**Problem statement**
Set down all of the data that follows word for word, without the images.

<<<<

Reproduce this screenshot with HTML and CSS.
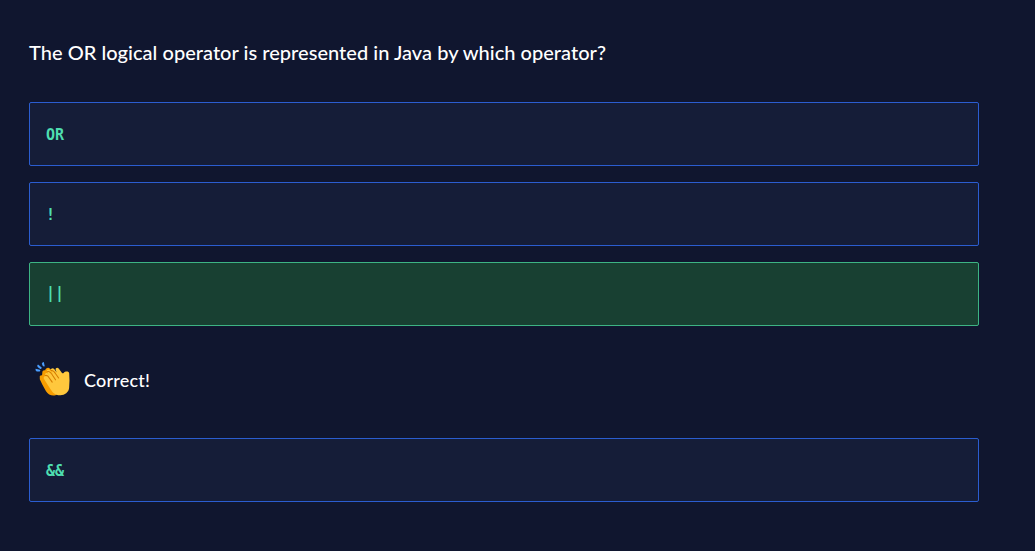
FILE: index.html
```html
<!DOCTYPE html>
<html lang="en">
<head>
<meta charset="utf-8">
<title>Quiz</title>
<link rel="stylesheet" href="styles.css">
</head>
<body>
<main class="quiz">
  <h1 class="question"><span class="question-text">The OR logical operator is represented in Java by which operator?</span></h1>
  <div class="options">
    <div class="option"><code class="code">OR</code></div>
    <div class="option"><code class="code">!</code></div>
    <div class="option option-correct"><code class="code code-bars">||</code></div>
    <div class="feedback">
      <svg class="clap" width="36" height="36" viewBox="0 0 36 36" aria-hidden="true">
        <path fill="#f79d00" d="M4.800 16.600C4.300 14.900 5.800 13.900 7 14.500L7.300 12C7 10.200 8.500 8.700 10.200 9.300C10.600 7 13.400 6 15 7.700L25 16L25 32L20.500 34.300C16.500 35.100 13 33.500 11 30.200L7.300 23.400L4.800 18.300Z"/>
        <path fill="#ffc83d" d="M10.400 14.600C9.300 13 11.300 11.200 12.700 12.600L13.900 14.300L12 10.500C11.500 8.800 13.500 7.700 14.800 9.100L18.100 13.600L15.900 9.300C15.600 7.300 17.900 6.300 19.200 8L21.700 11.400L20.600 8.700C20.300 6.800 22.500 5.900 23.700 7.400L27 11.900C27.400 12.500 28.200 12.500 28.600 11.900C30.200 9.900 34 9.900 34.200 12.400L34.500 19.500L34.100 27C33.700 31.300 29.500 34.400 25 34.200C20.400 34.300 17.600 31.400 15.700 28.400L9.300 18.500C8 16.500 9 14.800 10.400 15.300Z"/>
        <path fill="none" stroke="#d67d00" stroke-width="1.100" stroke-linecap="round" d="M10.300 14.500C12 14 13.500 15.500 14.300 17L17.200 21.100M12.300 10.700C14.500 9.700 16.500 12.500 17.700 14.500L20.500 18.800M16.300 9.500C18.200 9.300 19.700 11.200 20.800 13L23.600 17"/>
        <g fill="#4a9eff">
          <path d="M.6 7.700L4.900 8.700Q5.900 9.900 4.700 10.600L1.700 10.500Q0 9.500 .6 7.700Z"/>
          <path d="M3 3.600L6.700 6.600Q6.800 8.200 5.300 8L2.600 6Q1.700 4.300 3 3.600Z"/>
          <path d="M8.800 1.100L9.700 4.900Q9.100 6 7.800 5L6.900 2.700Q7.100 1.100 8.800 1.100Z"/>
        </g>
      </svg>
      <span class="feedback-text">Correct!</span>
    </div>
    <div class="option"><code class="code">&amp;&amp;</code></div>
  </div>
</main>
</body>
</html>
```
FILE: styles.css
```css
body {
  margin: 0;
  min-height: 551px;
  background: #10162f;
  color: #fff;
  font-family: Lato, "Liberation Sans", sans-serif;
}

.quiz {
  box-sizing: border-box;
  width: 979px;
  padding: 37px 0 0 29px;
}

.question {
  margin: 0 0 35px;
  font-size: 20px;
  font-weight: 500;
  line-height: 30px;
  letter-spacing: 0.03px;
  white-space: nowrap;
}

.options {
  display: flex;
  flex-direction: column;
  gap: 16px;
}

.option {
  box-sizing: border-box;
  display: flex;
  align-items: center;
  height: 64px;
  padding-left: 16px;
  background: #151d38;
  border: 1px solid #2b5dd0;
  border-radius: 2px;
}

.option-correct {
  background: #184032;
  border-color: #3db484;
}

.code {
  padding-top: 2px;
  color: #4edeb0;
  font: bold 15px/24px "DejaVu Sans Mono", monospace;
}

.code-bars {
  padding: 0 0 2px;
}

.feedback {
  display: flex;
  align-items: center;
  gap: 13px;
  height: 80px;
  padding-left: 6px;
}

.clap {
  margin-top: -7px;
}

.feedback-text {
  margin-top: -4px;
  font-size: 18px;
  font-weight: 500;
  line-height: 24px;
  letter-spacing: 0.2px;
}
```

>>>>

**Response to this exercise**
Reproduce this screenshot with HTML and CSS.
FILE: index.html
```html
<!DOCTYPE html>
<html lang="en">
<head>
<meta charset="utf-8">
<title>Quiz</title>
<link rel="stylesheet" href="styles.css">
</head>
<body>
<main class="quiz">
  <h1 class="question"><span class="question-text">The OR logical operator is represented in Java by which operator?</span></h1>
  <div class="options">
    <div class="option"><code class="code">OR</code></div>
    <div class="option"><code class="code">!</code></div>
    <div class="option option-correct"><code class="code code-bars">||</code></div>
    <div class="feedback">
      <svg class="clap" width="36" height="36" viewBox="0 0 36 36" aria-hidden="true">
        <path fill="#f79d00" d="M4.800 16.600C4.300 14.900 5.800 13.900 7 14.500L7.300 12C7 10.200 8.500 8.700 10.200 9.300C10.600 7 13.400 6 15 7.700L25 16L25 32L20.500 34.300C16.500 35.100 13 33.500 11 30.200L7.300 23.400L4.800 18.300Z"/>
        <path fill="#ffc83d" d="M10.400 14.600C9.300 13 11.300 11.200 12.700 12.600L13.900 14.300L12 10.500C11.500 8.800 13.500 7.700 14.800 9.100L18.100 13.600L15.900 9.300C15.600 7.300 17.900 6.300 19.200 8L21.700 11.400L20.600 8.700C20.300 6.800 22.500 5.900 23.700 7.400L27 11.900C27.400 12.500 28.200 12.500 28.600 11.900C30.200 9.900 34 9.900 34.200 12.400L34.500 19.500L34.100 27C33.700 31.300 29.500 34.400 25 34.200C20.400 34.300 17.600 31.400 15.700 28.400L9.300 18.500C8 16.500 9 14.800 10.400 15.300Z"/>
        <path fill="none" stroke="#d67d00" stroke-width="1.100" stroke-linecap="round" d="M10.300 14.500C12 14 13.500 15.500 14.300 17L17.200 21.100M12.300 10.700C14.500 9.700 16.500 12.500 17.700 14.500L20.500 18.800M16.300 9.500C18.200 9.300 19.700 11.200 20.800 13L23.600 17"/>
        <g fill="#4a9eff">
          <path d="M.6 7.700L4.900 8.700Q5.900 9.900 4.700 10.600L1.700 10.500Q0 9.500 .6 7.700Z"/>
          <path d="M3 3.600L6.700 6.600Q6.800 8.200 5.300 8L2.600 6Q1.700 4.300 3 3.600Z"/>
          <path d="M8.800 1.100L9.700 4.900Q9.100 6 7.800 5L6.900 2.700Q7.100 1.100 8.800 1.100Z"/>
        </g>
      </svg>
      <span class="feedback-text">Correct!</span>
    </div>
    <div class="option"><code class="code">&amp;&amp;</code></div>
  </div>
</main>
</body>
</html>
```
FILE: styles.css
```css
body {
  margin: 0;
  min-height: 551px;
  background: #10162f;
  color: #fff;
  font-family: Lato, "Liberation Sans", sans-serif;
}

.quiz {
  box-sizing: border-box;
  width: 979px;
  padding: 37px 0 0 29px;
}

.question {
  margin: 0 0 35px;
  font-size: 20px;
  font-weight: 500;
  line-height: 30px;
  letter-spacing: 0.03px;
  white-space: nowrap;
}

.options {
  display: flex;
  flex-direction: column;
  gap: 16px;
}

.option {
  box-sizing: border-box;
  display: flex;
  align-items: center;
  height: 64px;
  padding-left: 16px;
  background: #151d38;
  border: 1px solid #2b5dd0;
  border-radius: 2px;
}

.option-correct {
  background: #184032;
  border-color: #3db484;
}

.code {
  padding-top: 2px;
  color: #4edeb0;
  font: bold 15px/24px "DejaVu Sans Mono", monospace;
}

.code-bars {
  padding: 0 0 2px;
}

.feedback {
  display: flex;
  align-items: center;
  gap: 13px;
  height: 80px;
  padding-left: 6px;
}

.clap {
  margin-top: -7px;
}

.feedback-text {
  margin-top: -4px;
  font-size: 18px;
  font-weight: 500;
  line-height: 24px;
  letter-spacing: 0.2px;
}
```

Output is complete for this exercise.